Pero para ese día aún quedaba mucho. La Hermandad seguía sin elegir a un líder, aunque por acuerdo común y por la efectividad de sus acciones, Maquiavelo y él se habían convertido en los jefes provisionales. Sin embargo, esto era sólo temporal y nada se había ratificado en un consejo formal.
Caterina todavía le preocupaba.
Había dejado que Claudia supervisara la renovación de La Rosa in Fiore sin ninguna intromisión. La había dejado que se hundiera o nadara en su propia confianza desmesurada. No sería culpa suya si no salía a flote. El burdel era un eslabón importante en su red, pero reconocía que si no hubiera tenido fe en su hermana, tal vez no habría aceptado su ayuda. Había llegado el momento de ponerla a prueba, de saber qué había conseguido.
Cuando regresó a La Rosa in Fiore, estaba tan sorprendido como satisfecho. Había resultado como sus otras transformaciones en la ciudad y en el cuartel de Bartolomeo, aunque era lo bastante modesto y realista para no llevarse todo el mérito. Escondió su deleite mientras disfrutaba de las suntuosas habitaciones en las que colgaban costosos tapices, donde había amplios sofás, suaves cojines de seda y vino blanco enfriado con hielo, un lujo caro.
Las chicas parecían damas, no putas, y por sus modales, no cabía duda de que alguien les había enseñado a comportarse de manera refinada. En cuanto a la clientela, lo poco que podía deducir era que el negocio estaba en auge, y aunque antes tenía sus reservas sobre la naturaleza de su reputación, ahora estaba claro. Echó un vistazo al salón central y vio al menos una docena de cardenales y senadores, así como algunos miembros de la Cámara Apostólica y otros oficiales de la Curia.

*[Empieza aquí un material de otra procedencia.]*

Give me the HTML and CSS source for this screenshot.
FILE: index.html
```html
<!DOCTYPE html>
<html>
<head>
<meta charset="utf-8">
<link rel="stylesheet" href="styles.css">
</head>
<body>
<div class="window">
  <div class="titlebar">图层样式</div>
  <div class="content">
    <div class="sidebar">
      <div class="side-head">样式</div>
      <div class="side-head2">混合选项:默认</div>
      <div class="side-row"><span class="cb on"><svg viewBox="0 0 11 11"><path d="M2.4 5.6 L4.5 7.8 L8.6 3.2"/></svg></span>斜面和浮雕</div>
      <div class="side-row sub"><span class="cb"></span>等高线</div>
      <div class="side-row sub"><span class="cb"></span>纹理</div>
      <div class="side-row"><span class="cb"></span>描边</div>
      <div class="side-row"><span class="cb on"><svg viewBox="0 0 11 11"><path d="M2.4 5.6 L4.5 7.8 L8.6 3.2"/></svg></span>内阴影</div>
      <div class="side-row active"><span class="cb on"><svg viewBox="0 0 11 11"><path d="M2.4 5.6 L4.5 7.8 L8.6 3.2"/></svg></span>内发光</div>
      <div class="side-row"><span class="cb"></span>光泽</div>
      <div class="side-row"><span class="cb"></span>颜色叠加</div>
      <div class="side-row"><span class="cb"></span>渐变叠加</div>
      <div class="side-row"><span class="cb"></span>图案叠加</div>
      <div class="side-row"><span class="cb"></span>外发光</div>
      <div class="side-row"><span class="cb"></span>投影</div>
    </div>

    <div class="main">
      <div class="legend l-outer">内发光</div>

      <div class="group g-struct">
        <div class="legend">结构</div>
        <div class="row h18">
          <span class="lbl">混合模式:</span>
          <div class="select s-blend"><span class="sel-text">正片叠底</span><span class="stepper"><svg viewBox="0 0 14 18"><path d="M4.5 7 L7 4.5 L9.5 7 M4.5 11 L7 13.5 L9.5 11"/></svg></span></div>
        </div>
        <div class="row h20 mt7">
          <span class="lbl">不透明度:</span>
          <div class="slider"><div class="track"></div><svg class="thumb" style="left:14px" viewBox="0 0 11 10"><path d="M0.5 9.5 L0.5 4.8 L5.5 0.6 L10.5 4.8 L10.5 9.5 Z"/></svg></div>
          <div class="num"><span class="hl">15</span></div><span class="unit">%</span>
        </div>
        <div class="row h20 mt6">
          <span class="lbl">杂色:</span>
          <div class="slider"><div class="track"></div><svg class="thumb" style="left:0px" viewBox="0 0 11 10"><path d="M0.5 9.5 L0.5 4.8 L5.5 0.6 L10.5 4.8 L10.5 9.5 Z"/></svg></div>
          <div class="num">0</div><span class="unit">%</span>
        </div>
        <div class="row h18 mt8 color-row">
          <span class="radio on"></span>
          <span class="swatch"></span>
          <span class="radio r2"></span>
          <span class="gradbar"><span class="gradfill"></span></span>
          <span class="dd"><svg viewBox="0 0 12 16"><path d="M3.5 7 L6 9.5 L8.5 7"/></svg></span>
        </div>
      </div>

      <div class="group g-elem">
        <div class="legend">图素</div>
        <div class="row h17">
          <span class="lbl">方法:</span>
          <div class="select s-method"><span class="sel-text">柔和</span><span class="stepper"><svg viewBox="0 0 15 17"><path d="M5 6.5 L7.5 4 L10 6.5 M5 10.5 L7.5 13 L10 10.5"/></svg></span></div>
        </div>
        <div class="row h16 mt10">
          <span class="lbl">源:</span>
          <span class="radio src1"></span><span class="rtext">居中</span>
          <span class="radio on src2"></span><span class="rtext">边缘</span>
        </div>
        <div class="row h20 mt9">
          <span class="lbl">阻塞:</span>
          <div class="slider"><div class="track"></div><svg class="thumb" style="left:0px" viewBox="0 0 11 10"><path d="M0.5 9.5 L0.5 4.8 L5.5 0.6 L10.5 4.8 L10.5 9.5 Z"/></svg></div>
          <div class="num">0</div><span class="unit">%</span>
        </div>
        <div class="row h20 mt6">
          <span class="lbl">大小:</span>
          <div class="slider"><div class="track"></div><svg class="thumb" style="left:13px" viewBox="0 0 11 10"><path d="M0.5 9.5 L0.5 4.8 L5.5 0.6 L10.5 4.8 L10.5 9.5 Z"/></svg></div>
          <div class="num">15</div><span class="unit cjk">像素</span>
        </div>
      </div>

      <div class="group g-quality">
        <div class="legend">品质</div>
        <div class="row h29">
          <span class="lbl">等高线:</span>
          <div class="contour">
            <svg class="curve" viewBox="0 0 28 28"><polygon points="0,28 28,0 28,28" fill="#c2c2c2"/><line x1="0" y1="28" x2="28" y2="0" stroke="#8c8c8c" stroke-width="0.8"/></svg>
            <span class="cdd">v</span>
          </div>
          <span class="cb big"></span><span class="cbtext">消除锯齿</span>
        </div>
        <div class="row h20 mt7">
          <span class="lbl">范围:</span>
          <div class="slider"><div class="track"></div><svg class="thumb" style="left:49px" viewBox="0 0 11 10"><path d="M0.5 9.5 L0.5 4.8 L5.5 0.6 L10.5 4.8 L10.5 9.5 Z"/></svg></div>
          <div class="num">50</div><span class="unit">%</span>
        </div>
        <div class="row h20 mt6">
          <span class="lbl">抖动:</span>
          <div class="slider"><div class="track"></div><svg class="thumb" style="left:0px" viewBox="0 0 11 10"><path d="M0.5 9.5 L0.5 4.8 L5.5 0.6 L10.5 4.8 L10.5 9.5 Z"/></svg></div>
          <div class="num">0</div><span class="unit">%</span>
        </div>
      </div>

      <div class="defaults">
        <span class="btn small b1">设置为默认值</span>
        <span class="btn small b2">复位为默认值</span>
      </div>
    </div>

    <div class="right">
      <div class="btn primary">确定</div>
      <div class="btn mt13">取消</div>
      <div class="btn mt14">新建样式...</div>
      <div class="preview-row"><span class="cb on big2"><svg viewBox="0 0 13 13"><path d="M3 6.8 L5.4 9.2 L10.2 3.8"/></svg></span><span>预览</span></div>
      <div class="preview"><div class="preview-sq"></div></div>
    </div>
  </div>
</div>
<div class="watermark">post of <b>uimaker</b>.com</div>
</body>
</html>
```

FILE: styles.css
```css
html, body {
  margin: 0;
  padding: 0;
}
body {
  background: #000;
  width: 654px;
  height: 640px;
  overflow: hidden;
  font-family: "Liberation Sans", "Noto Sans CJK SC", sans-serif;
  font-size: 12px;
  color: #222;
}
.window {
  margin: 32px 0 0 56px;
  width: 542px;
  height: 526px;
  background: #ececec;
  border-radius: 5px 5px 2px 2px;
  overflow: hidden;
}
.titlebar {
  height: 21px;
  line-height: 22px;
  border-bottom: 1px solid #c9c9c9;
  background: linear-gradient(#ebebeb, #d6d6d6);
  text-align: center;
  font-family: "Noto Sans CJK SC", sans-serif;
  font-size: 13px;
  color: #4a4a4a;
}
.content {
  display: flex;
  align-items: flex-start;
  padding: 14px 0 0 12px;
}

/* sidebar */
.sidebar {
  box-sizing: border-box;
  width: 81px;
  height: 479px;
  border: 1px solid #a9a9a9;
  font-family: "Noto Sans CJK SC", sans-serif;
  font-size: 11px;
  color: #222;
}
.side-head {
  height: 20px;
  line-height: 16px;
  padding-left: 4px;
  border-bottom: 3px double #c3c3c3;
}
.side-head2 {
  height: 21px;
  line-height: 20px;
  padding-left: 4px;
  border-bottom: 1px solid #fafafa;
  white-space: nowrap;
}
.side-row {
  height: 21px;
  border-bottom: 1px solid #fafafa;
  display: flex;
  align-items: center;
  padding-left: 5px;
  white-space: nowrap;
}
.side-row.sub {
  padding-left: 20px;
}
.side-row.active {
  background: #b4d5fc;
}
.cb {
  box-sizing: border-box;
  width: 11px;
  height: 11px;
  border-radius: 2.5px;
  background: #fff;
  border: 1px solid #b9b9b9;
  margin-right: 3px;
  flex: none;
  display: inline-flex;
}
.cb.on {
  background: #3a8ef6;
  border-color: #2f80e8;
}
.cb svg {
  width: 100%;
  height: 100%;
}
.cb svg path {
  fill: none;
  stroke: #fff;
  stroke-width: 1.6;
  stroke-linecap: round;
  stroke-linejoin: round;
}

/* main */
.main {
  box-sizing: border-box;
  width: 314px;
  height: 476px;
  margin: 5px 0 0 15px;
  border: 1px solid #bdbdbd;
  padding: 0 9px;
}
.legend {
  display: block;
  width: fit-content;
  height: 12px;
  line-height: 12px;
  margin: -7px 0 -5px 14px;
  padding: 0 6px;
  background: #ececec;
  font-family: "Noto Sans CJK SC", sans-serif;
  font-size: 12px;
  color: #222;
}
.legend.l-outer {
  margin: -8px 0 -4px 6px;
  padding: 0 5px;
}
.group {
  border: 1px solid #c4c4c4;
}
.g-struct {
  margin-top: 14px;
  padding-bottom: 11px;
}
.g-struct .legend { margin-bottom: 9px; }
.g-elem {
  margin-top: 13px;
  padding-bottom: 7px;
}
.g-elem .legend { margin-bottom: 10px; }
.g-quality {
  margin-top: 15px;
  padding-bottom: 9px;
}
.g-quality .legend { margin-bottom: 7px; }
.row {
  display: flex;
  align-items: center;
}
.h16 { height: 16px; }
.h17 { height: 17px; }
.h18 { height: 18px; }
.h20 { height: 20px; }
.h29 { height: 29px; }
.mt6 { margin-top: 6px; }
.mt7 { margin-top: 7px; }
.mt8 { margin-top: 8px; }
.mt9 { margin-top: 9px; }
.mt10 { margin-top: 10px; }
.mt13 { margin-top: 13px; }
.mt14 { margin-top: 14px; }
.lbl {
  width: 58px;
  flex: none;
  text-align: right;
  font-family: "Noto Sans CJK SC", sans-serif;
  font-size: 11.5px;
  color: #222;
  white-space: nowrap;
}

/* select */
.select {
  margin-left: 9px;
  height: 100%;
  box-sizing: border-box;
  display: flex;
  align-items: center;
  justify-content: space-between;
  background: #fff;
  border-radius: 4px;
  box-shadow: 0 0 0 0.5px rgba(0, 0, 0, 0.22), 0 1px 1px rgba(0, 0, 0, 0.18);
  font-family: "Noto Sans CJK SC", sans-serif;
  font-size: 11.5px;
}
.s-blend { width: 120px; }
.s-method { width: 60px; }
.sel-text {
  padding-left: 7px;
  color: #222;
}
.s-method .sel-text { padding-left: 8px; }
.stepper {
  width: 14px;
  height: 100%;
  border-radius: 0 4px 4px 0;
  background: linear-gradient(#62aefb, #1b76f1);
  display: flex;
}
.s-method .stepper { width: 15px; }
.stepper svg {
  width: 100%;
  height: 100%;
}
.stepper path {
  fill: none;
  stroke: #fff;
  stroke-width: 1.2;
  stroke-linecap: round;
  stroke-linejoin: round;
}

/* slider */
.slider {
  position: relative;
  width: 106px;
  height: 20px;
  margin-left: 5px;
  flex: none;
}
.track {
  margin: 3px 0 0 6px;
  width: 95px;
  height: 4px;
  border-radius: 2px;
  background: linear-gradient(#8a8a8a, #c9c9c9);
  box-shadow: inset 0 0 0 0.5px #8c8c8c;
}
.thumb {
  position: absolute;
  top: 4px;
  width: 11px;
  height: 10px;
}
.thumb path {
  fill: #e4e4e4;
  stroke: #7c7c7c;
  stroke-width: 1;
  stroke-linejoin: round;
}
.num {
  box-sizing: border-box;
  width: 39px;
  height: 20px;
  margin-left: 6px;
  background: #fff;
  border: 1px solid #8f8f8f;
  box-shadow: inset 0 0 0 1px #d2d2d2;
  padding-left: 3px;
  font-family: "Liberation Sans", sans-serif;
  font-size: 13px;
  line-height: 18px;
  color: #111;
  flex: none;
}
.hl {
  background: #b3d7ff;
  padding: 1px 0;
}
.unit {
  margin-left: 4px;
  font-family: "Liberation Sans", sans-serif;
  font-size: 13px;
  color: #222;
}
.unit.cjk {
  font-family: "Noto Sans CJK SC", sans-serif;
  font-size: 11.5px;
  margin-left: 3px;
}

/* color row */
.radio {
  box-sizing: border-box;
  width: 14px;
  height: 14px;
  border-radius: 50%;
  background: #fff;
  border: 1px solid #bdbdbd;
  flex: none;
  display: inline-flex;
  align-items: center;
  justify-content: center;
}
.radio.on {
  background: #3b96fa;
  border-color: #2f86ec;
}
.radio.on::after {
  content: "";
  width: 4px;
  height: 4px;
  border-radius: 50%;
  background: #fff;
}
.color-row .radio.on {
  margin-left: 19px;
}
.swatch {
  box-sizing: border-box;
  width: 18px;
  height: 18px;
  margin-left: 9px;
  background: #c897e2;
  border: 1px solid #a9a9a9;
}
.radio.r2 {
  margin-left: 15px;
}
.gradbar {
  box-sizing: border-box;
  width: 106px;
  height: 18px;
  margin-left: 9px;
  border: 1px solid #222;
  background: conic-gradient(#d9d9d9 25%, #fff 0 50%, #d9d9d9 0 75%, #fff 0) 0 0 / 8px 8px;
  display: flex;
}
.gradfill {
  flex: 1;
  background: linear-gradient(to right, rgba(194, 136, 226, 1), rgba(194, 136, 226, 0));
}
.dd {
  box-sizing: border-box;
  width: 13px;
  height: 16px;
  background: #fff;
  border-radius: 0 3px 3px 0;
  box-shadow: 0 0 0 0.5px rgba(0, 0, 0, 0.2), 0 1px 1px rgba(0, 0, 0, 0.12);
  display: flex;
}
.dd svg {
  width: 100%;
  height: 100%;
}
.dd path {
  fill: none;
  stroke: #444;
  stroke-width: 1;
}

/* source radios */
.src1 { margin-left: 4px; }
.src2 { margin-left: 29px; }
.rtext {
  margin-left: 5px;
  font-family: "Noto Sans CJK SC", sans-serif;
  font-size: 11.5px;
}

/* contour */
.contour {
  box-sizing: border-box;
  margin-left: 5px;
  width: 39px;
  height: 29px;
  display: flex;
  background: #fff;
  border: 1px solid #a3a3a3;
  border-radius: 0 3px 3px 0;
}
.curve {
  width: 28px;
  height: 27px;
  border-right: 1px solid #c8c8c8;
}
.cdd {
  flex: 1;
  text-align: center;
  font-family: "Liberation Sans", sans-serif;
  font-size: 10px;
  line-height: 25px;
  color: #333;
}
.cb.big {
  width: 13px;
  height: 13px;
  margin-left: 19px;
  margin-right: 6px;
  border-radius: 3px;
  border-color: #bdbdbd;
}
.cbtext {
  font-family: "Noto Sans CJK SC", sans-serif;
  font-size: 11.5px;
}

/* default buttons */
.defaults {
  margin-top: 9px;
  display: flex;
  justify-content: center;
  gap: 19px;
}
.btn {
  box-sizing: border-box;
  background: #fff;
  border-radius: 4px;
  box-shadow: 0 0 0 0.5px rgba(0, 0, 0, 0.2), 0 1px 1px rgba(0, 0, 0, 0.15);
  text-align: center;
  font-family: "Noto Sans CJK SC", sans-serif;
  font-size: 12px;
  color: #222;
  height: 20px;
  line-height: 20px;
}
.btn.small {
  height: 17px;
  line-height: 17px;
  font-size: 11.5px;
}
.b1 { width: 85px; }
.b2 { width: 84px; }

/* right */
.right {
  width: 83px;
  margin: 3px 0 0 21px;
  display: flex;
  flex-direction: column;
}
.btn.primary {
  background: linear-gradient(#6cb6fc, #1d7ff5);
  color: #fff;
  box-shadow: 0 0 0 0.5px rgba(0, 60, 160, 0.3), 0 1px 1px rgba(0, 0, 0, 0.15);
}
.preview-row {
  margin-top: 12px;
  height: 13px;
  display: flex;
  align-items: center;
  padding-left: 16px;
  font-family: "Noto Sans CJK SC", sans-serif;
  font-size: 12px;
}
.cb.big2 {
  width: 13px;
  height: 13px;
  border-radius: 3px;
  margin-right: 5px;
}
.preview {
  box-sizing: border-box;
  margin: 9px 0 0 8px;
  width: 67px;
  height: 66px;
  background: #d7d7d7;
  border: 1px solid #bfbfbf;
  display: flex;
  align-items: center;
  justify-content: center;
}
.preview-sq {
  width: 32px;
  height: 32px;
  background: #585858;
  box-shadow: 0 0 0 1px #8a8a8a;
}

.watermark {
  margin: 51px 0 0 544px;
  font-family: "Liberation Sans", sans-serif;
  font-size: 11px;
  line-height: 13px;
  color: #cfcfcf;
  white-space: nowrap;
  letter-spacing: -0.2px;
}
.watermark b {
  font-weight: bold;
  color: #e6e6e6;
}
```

Todos estaban divirtiéndose, todos estaban relajados y esperaba que ninguno sospechara nada. Pero la prueba de que todo funcionaba bien recaería en el valor de la información que las cortesanas de Claudia pudieran extraer de aquella panda de vagos corruptos.
Vio a su hermana, vestida con pudor —lo que le alegró—, hablando demasiado cariñosamente a su parecer con Ascanio Sforza, el antiguo vicecanciller de la Curia, que ahora estaba en Roma de nuevo tras su breve desgracia, intentando volver a ganarse el favor papal. Cuando Claudia vio a Ezio, le cambió la expresión. Se excusó ante el cardenal y se acercó a él con una sonrisa crispada en la cara.